We do a lot of multiple dispatch in Perl 6. While I expect an optimizer, with enough type information to hand, will be able to decide a bunch of them at compile time, we’ll always still need to do some at runtime, and they need to be fast. While we’ve cached the sorted candidate list for ages, it still takes a time to walk through it to find the best one. When I was doing the 6model on CLR work, I came up with a design for a multi-dispatch cache that seemed quite reasonable (of note, it does zero heap allocations in order to do a lookup and has decent cache properties). I ported this to C and…it caused loads of test failures. After an hour of frustration, I slept on it, then fixed the issue within 10 minutes the next morning. Guess sleep helps as well as profilers.
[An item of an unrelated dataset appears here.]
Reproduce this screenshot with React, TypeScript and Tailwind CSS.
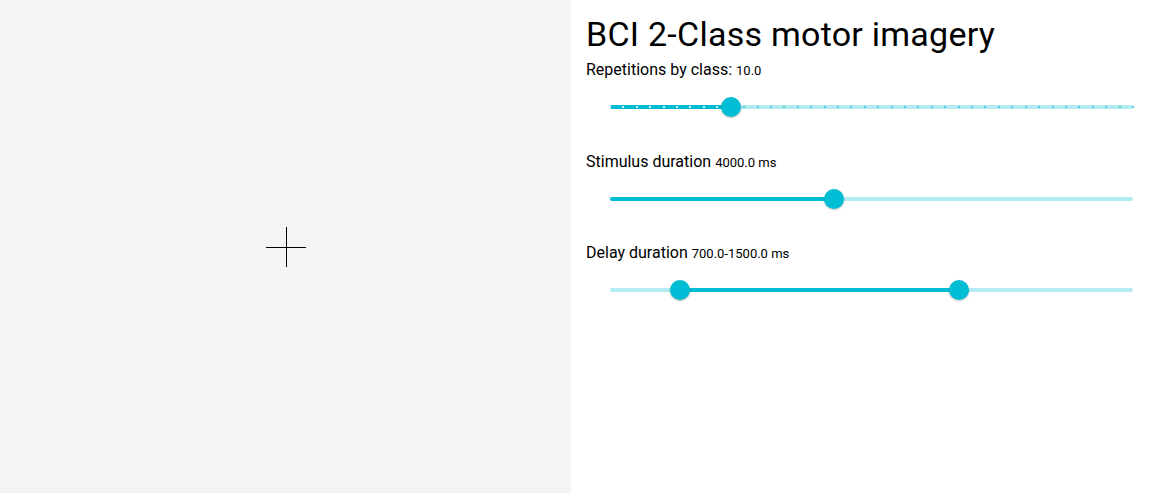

Naturally, it was a big speed win.

Don’t Do Stuff Twice

Somehow, in the switch over to the nom branch, I’d managed to miss setting the flag that causes us not to do type checks in the binder if the multi-dispatcher already calculated they’d succeed. Since the multi-dispatch cache, when it gets a hit, can tell us that much faster than actually doing the checks, not re-doing them is a fairly notable win.

Results

After all of this, I now have a spectest run in just short of 170 seconds (for running 14267 tests). That’s solidly under the three minute mark, down 50s on earlier on this week. And if it’s that much of a win for me on this hardware, I expect it’s going to amount to an improvement measured in some minutes for some of our other contributors.

And what of mandelbrot? Earlier on today, moritz reported a time of 51 seconds. The best we ever got it to do in the previous generation of Rakudo was 16 minutes 14 seconds, making for a 19 times performance improvement for this benchmark.